● Problem statement: Write out the data again exactly, skipping every picture.

● Data section:
※ ※ ※

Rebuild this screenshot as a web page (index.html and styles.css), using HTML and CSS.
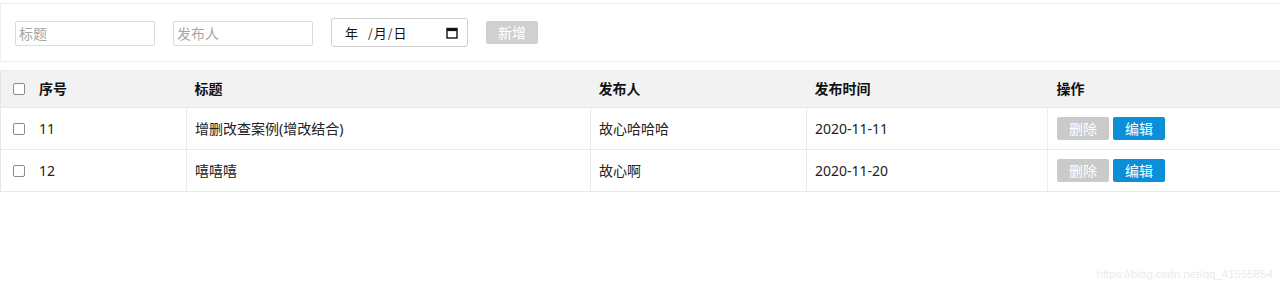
FILE: index.html
```html
<!DOCTYPE html>
<html lang="zh">
<head>
<meta charset="utf-8">
<link rel="stylesheet" href="styles.css">
</head>
<body>
<div class="toolbar">
  <input class="txt" type="text" placeholder="标题">
  <input class="txt" type="text" placeholder="发布人">
  <div class="date">
    <span class="date-text"><span class="seg-y">年</span><span class="sl">/</span>月<span class="sl">/</span>日</span>
    <svg class="cal" width="12" height="12" viewBox="0 0 12 12"><rect x="1" y="1.5" width="10" height="9.5" fill="none" stroke="#111" stroke-width="1.4"/><rect x="1" y="1.5" width="10" height="2.6" fill="#111"/></svg>
  </div>
  <button class="btn btn-gray btn-add">新增</button>
</div>

<table class="grid">
  <thead>
    <tr>
      <th class="c1"><span class="cb"></span>序号</th>
      <th class="c2">标题</th>
      <th class="c3">发布人</th>
      <th class="c4">发布时间</th>
      <th class="c5">操作</th>
    </tr>
  </thead>
  <tbody>
    <tr>
      <td class="c1"><span class="cb"></span>11</td>
      <td>增删改查案例(增改结合)</td>
      <td>故心哈哈哈</td>
      <td>2020-11-11</td>
      <td><button class="btn btn-gray">删除</button><button class="btn btn-blue">编辑</button></td>
    </tr>
    <tr>
      <td class="c1"><span class="cb"></span>12</td>
      <td>嘻嘻嘻</td>
      <td>故心啊</td>
      <td>2020-11-20</td>
      <td><button class="btn btn-gray">删除</button><button class="btn btn-blue">编辑</button></td>
    </tr>
  </tbody>
</table>

<div class="watermark">https://blog.csdn.net/qq_41555854</div>
</body>
</html>
```

FILE: styles.css
```css
* { box-sizing: border-box; }
html, body {
  margin: 0;
  padding: 0;
  background: #fff;
  font-family: "Noto Sans", "Noto Sans CJK SC", sans-serif;
  font-size: 14px;
  color: #222;
}
body { position: relative; height: 290px; overflow: hidden; }

.toolbar {
  margin-top: 3px;
  height: 59px;
  border: 1px solid #eeeeee;
  border-right: none;
  display: flex;
  align-items: center;
  padding-left: 14px;
  gap: 18px;
}
.txt {
  width: 140px;
  height: 25px;
  border: 1px solid #dcdcdc;
  border-radius: 2px;
  padding: 0 3px;
  font-family: "Noto Sans CJK SC", sans-serif;
  font-size: 14px;
  outline: none;
  margin-top: 1px;
}
.txt::placeholder { color: #a5a5a5; }

.date {
  width: 137px;
  height: 29px;
  border: 1px solid #cfcfcf;
  border-radius: 3px;
  display: flex;
  align-items: center;
  justify-content: space-between;
  padding: 0 9px 0 13px;
  font-family: "Noto Sans CJK SC", sans-serif;
  font-size: 13px;
  color: #111;
}
.seg-y { margin-right: 9px; }
.sl { margin: 0 1px; font-size: 12px; }
.cal { display: block; }

.btn {
  width: 52px;
  height: 23px;
  border: none;
  border-radius: 2px;
  color: #fff;
  font-family: "Noto Sans CJK SC", sans-serif;
  font-size: 14px;
  padding: 0;
  line-height: 23px;
  cursor: pointer;
}
.btn-gray { background: #cacaca; }
.btn-blue { background: #0a8fd8; margin-left: 4px; }
.btn-add { background: #d0d0d0; }

.grid {
  margin-top: 8px;
  width: 100%;
  border-collapse: collapse;
  table-layout: fixed;
  border-left: 1px solid #e6e6e6;
}
.grid th {
  background: #f2f2f2;
  height: 37px;
  text-align: left;
  font-weight: bold;
  padding: 0 0 2px 8px;
  border-top: 1px solid #ececec;
  color: #111;
}
.grid td {
  height: 42px;
  padding: 0 0 1px 8px;
  border-top: 1px solid #e9e9e9;
  border-bottom: 1px solid #e9e9e9;
  border-left: 1px solid #ececec;
  white-space: nowrap;
}
.grid td:first-child { border-left: none; }
.grid .c1 { width: 186px; padding-left: 12px; }
.grid .c2 { width: 404px; }
.grid .c3 { width: 216px; }
.grid .c4 { width: 241px; }
.grid th.c5, .grid td:last-child { padding-left: 9px; }

.cb {
  display: inline-block;
  width: 12px;
  height: 12px;
  border: 1px solid #8a8a8a;
  border-radius: 2px;
  vertical-align: -1px;
  margin-right: 14px;
  background: #fff;
}

.watermark {
  position: absolute;
  right: 7px;
  top: 268px;
  font-family: "Liberation Sans", Arial, sans-serif;
  font-size: 11.5px;
  color: #ebebeb;
}
```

※ ※ ※

● Task solution:
Rebuild this screenshot as a web page (index.html and styles.css), using HTML and CSS.
FILE: index.html
```html
<!DOCTYPE html>
<html lang="zh">
<head>
<meta charset="utf-8">
<link rel="stylesheet" href="styles.css">
</head>
<body>
<div class="toolbar">
  <input class="txt" type="text" placeholder="标题">
  <input class="txt" type="text" placeholder="发布人">
  <div class="date">
    <span class="date-text"><span class="seg-y">年</span><span class="sl">/</span>月<span class="sl">/</span>日</span>
    <svg class="cal" width="12" height="12" viewBox="0 0 12 12"><rect x="1" y="1.5" width="10" height="9.5" fill="none" stroke="#111" stroke-width="1.4"/><rect x="1" y="1.5" width="10" height="2.6" fill="#111"/></svg>
  </div>
  <button class="btn btn-gray btn-add">新增</button>
</div>

<table class="grid">
  <thead>
    <tr>
      <th class="c1"><span class="cb"></span>序号</th>
      <th class="c2">标题</th>
      <th class="c3">发布人</th>
      <th class="c4">发布时间</th>
      <th class="c5">操作</th>
    </tr>
  </thead>
  <tbody>
    <tr>
      <td class="c1"><span class="cb"></span>11</td>
      <td>增删改查案例(增改结合)</td>
      <td>故心哈哈哈</td>
      <td>2020-11-11</td>
      <td><button class="btn btn-gray">删除</button><button class="btn btn-blue">编辑</button></td>
    </tr>
    <tr>
      <td class="c1"><span class="cb"></span>12</td>
      <td>嘻嘻嘻</td>
      <td>故心啊</td>
      <td>2020-11-20</td>
      <td><button class="btn btn-gray">删除</button><button class="btn btn-blue">编辑</button></td>
    </tr>
  </tbody>
</table>

<div class="watermark">https://blog.csdn.net/qq_41555854</div>
</body>
</html>
```

FILE: styles.css
```css
* { box-sizing: border-box; }
html, body {
  margin: 0;
  padding: 0;
  background: #fff;
  font-family: "Noto Sans", "Noto Sans CJK SC", sans-serif;
  font-size: 14px;
  color: #222;
}
body { position: relative; height: 290px; overflow: hidden; }

.toolbar {
  margin-top: 3px;
  height: 59px;
  border: 1px solid #eeeeee;
  border-right: none;
  display: flex;
  align-items: center;
  padding-left: 14px;
  gap: 18px;
}
.txt {
  width: 140px;
  height: 25px;
  border: 1px solid #dcdcdc;
  border-radius: 2px;
  padding: 0 3px;
  font-family: "Noto Sans CJK SC", sans-serif;
  font-size: 14px;
  outline: none;
  margin-top: 1px;
}
.txt::placeholder { color: #a5a5a5; }

.date {
  width: 137px;
  height: 29px;
  border: 1px solid #cfcfcf;
  border-radius: 3px;
  display: flex;
  align-items: center;
  justify-content: space-between;
  padding: 0 9px 0 13px;
  font-family: "Noto Sans CJK SC", sans-serif;
  font-size: 13px;
  color: #111;
}
.seg-y { margin-right: 9px; }
.sl { margin: 0 1px; font-size: 12px; }
.cal { display: block; }

.btn {
  width: 52px;
  height: 23px;
  border: none;
  border-radius: 2px;
  color: #fff;
  font-family: "Noto Sans CJK SC", sans-serif;
  font-size: 14px;
  padding: 0;
  line-height: 23px;
  cursor: pointer;
}
.btn-gray { background: #cacaca; }
.btn-blue { background: #0a8fd8; margin-left: 4px; }
.btn-add { background: #d0d0d0; }

.grid {
  margin-top: 8px;
  width: 100%;
  border-collapse: collapse;
  table-layout: fixed;
  border-left: 1px solid #e6e6e6;
}
.grid th {
  background: #f2f2f2;
  height: 37px;
  text-align: left;
  font-weight: bold;
  padding: 0 0 2px 8px;
  border-top: 1px solid #ececec;
  color: #111;
}
.grid td {
  height: 42px;
  padding: 0 0 1px 8px;
  border-top: 1px solid #e9e9e9;
  border-bottom: 1px solid #e9e9e9;
  border-left: 1px solid #ececec;
  white-space: nowrap;
}
.grid td:first-child { border-left: none; }
.grid .c1 { width: 186px; padding-left: 12px; }
.grid .c2 { width: 404px; }
.grid .c3 { width: 216px; }
.grid .c4 { width: 241px; }
.grid th.c5, .grid td:last-child { padding-left: 9px; }

.cb {
  display: inline-block;
  width: 12px;
  height: 12px;
  border: 1px solid #8a8a8a;
  border-radius: 2px;
  vertical-align: -1px;
  margin-right: 14px;
  background: #fff;
}

.watermark {
  position: absolute;
  right: 7px;
  top: 268px;
  font-family: "Liberation Sans", Arial, sans-serif;
  font-size: 11.5px;
  color: #ebebeb;
}
```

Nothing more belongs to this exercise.